Traumas Attentats, harcèlement, décès d’élèves… comment parler de la violence aux enfants ?

par Margaux Gable   publié le 12 avril 2024

L’actualité comme le quotidien des enfants et adolescents sont parfois sources d’inquiétudes. Pour les parents, briser le mur du silence n’est pas toujours aisé. Une pédopsychiatre livre ses conseils.

Et un jour, tout vacille. La violence s’immisce dans les journées de votre enfant et le propulse dans un autre registre. Celui de la peur, de la brutalité ou de la terreur. De votre côté, vous plongez dans un tourbillon de questionnements insolubles : comment trouver les mots ? Comment l’y préparer tout en le protégeant ? Samuel Paty, Dominique Bernard ou encore Shemseddine à Viry-Châtillon ou Samara à Montpellier… Ces dernières années, la violence a atteint le cœur de l’école, précipitant les enfants au premier rang face à la cruauté. La semaine dernière encore, Yassine (1) allait au collège seul. La semaine dernière encore, le pré-ado de cinquième n’était pas «angoissé» à l’idée d’aller en cours. Jusqu’à ce jeudi 4 avril. Dans l’après-midi, un de ses camarades, Shemseddine, 15 ans à peine, s’est fait tabasser à mort devant son collège à Viry-Châtillon.
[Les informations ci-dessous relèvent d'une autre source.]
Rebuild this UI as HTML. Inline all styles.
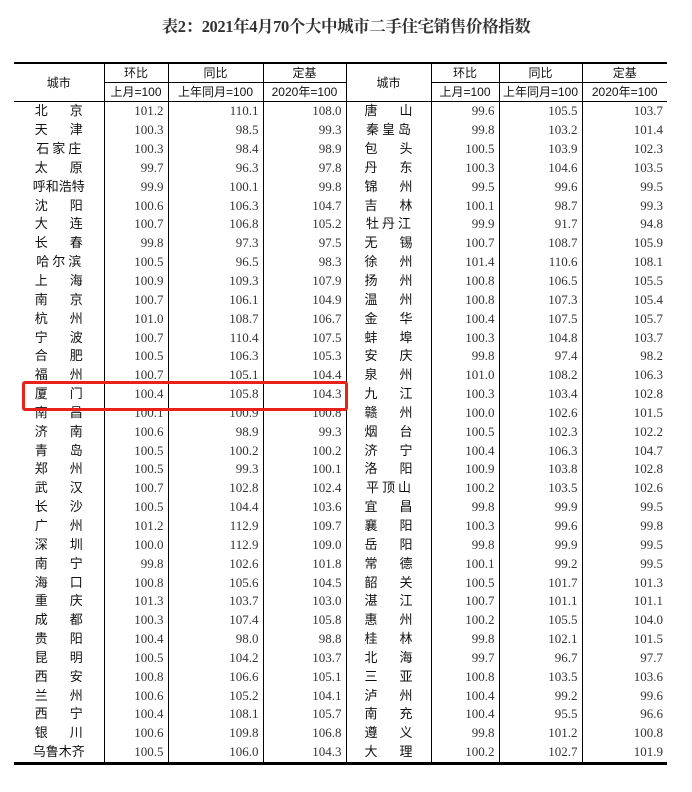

Le soir même, Yassine savait. Si ses parents, «sans voix», ont été «incapables d’en parler», se remémore sa mère Lilia (1), le jeune garçon n’a pu échapper ni aux flashs infos à la radio, ni aux gros titres des journaux télévisés. Seul conseil qu’elle est parvenue à formuler : «rester discret et en dehors de tout conflit, encore plus que d’habitude»,retrace-t-elle devant l’établissement de son fils, le vendredi midi. Bientôt un quart d’heure qu’elle reste plantée là, à scruter les moindres faits et gestes de son fils sur le parvis du collège. Quand il passe enfin la grille après la pause méridienne, la mère de famille souffle. Depuis l’aube, elle fait des allers-retours entre son domicile et l’établissement. Pour le moment, impensable qu’il fasse le chemin seul.

Un mur insurmontable

Il est nécessaire de le rappeler : «on n’est pas obligé d’avoir la bonne réponse tout de suite», rassure Nicole Catheline, pédopsychiatre spécialiste de la scolarité et du harcèlement scolaire. Dans ce genre de situation, à chaque parent sa façon d’agir. Pour certains, engager la conversation est chose facile, même si le moment peut rester inconfortable. Pour d’autres en revanche, briser le silence devient un mur insurmontable, face auquel chaque mot a le poids d’un rocher. Quelle que soit la position du parent, aux yeux de la professionnelle, «ce n’est pas très grave de ne pas savoir quoi dire». Car comme dans le cas de Lilia, si les mots ne sortent pas, c’est aux actes de prendre le relais. «On fait beaucoup plus passer par ce qu’on fait que par nos mots. Le corps est un des fondamentaux de la relation, et on l’oublie beaucoup», professe-t-elle.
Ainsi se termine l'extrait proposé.